What you are asked to do — Gather, from the listing beneath this task, every line holding the string "styles".

Given entries —
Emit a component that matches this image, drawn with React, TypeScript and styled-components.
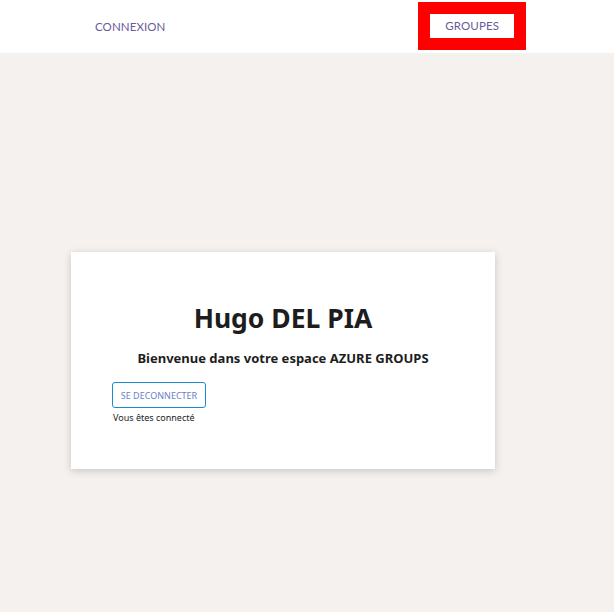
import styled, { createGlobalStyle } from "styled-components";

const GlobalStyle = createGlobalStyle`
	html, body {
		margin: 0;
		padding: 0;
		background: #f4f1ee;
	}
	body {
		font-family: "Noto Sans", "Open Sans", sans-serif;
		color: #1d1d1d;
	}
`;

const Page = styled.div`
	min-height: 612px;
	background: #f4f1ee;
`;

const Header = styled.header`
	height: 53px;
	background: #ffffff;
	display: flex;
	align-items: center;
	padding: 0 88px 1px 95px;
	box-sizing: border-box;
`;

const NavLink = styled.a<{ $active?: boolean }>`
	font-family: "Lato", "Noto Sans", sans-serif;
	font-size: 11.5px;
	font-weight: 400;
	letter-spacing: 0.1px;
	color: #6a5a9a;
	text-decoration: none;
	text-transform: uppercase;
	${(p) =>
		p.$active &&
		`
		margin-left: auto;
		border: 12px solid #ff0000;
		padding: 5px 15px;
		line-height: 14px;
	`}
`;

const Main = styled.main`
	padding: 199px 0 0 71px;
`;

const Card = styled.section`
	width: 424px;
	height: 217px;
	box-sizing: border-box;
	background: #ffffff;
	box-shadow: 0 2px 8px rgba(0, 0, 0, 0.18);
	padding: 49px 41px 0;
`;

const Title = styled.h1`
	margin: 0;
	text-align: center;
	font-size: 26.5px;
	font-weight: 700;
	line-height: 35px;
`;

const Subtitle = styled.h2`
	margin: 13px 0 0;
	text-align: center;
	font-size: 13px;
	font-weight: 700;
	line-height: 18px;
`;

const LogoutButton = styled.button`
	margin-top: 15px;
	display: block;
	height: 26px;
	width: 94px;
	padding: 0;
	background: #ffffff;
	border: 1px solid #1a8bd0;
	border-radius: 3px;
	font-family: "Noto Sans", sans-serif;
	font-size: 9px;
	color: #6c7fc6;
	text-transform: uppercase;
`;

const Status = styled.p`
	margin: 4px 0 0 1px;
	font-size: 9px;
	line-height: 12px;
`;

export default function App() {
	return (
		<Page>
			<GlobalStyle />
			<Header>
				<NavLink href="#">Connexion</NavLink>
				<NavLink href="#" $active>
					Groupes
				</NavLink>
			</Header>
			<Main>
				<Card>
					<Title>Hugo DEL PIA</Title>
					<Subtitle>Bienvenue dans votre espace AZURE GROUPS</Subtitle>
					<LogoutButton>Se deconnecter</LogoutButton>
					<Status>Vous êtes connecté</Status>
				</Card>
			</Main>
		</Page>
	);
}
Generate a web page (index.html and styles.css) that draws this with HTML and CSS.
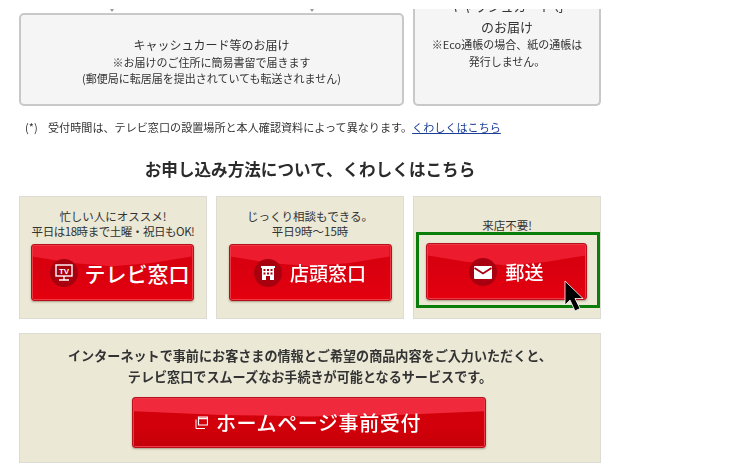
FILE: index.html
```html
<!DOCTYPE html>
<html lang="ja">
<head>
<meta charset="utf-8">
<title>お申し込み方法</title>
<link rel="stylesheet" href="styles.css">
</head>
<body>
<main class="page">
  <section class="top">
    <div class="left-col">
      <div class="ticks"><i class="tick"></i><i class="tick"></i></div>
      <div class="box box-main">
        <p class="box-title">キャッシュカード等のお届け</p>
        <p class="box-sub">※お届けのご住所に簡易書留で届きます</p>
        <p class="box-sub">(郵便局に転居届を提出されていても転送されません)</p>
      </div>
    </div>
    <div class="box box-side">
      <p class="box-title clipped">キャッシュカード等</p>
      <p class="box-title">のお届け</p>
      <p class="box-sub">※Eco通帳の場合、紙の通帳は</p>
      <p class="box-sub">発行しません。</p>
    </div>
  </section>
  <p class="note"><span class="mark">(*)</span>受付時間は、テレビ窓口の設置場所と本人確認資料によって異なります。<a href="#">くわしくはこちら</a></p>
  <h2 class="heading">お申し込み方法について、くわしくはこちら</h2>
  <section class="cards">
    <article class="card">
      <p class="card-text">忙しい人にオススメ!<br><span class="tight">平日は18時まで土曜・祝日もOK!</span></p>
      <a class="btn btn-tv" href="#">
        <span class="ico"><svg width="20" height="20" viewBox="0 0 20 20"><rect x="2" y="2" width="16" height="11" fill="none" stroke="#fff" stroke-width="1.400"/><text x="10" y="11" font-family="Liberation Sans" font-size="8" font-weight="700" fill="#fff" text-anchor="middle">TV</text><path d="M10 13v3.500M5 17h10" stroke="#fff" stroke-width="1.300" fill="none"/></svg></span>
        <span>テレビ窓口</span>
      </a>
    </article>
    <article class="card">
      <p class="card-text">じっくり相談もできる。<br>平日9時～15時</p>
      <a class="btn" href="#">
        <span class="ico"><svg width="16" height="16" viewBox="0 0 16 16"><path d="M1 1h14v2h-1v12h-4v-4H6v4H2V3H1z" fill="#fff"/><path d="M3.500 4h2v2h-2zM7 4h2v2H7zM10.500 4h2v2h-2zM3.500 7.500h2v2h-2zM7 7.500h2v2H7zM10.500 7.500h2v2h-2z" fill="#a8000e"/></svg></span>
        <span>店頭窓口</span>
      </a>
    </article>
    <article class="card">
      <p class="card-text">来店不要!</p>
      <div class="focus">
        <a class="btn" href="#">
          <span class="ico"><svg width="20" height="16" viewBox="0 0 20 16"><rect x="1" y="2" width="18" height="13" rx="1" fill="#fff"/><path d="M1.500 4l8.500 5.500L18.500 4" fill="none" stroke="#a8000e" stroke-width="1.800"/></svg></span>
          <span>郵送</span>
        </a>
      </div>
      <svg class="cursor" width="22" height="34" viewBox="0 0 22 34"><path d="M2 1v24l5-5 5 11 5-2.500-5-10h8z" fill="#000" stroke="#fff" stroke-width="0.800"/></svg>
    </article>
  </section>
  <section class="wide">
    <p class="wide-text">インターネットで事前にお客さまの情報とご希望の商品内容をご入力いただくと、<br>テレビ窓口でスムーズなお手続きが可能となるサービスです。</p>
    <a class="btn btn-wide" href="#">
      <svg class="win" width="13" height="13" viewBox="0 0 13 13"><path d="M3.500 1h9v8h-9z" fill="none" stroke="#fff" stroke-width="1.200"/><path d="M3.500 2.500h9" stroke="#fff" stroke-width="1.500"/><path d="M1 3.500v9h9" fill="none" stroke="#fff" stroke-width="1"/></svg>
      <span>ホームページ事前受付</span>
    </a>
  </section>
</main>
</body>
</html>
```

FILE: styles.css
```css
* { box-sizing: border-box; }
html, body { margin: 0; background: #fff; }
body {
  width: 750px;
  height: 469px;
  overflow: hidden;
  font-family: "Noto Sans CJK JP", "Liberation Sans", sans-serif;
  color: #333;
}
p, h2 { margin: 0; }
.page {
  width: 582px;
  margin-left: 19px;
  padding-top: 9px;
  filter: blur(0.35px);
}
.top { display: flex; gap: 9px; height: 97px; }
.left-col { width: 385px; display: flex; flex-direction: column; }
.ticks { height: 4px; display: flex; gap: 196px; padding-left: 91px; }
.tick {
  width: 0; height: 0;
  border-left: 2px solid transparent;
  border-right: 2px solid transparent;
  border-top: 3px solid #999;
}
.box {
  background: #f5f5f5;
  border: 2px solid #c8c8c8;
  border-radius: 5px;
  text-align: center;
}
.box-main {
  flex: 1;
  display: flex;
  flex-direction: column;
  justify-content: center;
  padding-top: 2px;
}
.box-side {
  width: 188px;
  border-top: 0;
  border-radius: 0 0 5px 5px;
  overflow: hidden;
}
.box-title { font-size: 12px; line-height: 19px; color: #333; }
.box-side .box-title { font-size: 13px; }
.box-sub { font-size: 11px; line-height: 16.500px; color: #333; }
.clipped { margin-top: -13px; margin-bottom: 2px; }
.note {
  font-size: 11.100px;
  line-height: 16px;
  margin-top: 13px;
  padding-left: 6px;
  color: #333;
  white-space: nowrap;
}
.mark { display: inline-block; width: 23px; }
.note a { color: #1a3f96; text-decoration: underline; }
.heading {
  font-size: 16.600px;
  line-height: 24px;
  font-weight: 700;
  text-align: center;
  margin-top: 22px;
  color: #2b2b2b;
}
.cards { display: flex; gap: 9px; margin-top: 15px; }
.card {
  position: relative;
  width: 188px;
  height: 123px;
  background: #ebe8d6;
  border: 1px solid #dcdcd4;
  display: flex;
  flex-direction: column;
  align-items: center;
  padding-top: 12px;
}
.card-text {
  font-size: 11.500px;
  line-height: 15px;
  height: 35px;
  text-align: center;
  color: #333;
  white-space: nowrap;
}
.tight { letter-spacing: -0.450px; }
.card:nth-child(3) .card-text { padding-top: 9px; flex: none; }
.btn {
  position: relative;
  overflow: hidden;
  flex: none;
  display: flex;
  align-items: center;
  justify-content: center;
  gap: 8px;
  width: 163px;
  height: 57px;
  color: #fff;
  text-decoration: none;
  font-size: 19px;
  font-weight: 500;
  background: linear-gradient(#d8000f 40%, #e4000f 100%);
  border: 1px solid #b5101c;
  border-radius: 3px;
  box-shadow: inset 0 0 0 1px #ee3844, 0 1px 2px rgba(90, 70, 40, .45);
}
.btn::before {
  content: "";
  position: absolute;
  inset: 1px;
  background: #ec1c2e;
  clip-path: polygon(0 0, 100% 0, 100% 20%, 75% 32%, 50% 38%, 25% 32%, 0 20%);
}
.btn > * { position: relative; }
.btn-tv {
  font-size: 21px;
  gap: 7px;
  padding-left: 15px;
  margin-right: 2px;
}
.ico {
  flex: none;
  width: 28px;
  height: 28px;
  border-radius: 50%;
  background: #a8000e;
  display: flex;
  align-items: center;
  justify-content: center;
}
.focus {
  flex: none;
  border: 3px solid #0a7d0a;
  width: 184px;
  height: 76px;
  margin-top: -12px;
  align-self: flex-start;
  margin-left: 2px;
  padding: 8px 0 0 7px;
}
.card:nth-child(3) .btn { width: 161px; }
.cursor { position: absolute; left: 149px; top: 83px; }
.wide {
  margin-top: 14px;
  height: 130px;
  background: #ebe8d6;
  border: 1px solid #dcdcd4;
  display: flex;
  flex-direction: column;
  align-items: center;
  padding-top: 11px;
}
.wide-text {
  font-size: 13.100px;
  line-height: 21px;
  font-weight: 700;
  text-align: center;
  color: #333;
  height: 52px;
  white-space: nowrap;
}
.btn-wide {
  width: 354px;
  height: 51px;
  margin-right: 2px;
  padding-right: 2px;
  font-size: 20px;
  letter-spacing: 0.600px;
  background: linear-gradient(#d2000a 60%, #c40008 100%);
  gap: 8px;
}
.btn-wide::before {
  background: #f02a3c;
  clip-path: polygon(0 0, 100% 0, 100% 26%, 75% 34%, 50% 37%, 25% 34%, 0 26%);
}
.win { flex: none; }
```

Answer to the problem —
Generate a web page (index.html and styles.css) that draws this with HTML and CSS.
<link rel="stylesheet" href="styles.css">
FILE: styles.css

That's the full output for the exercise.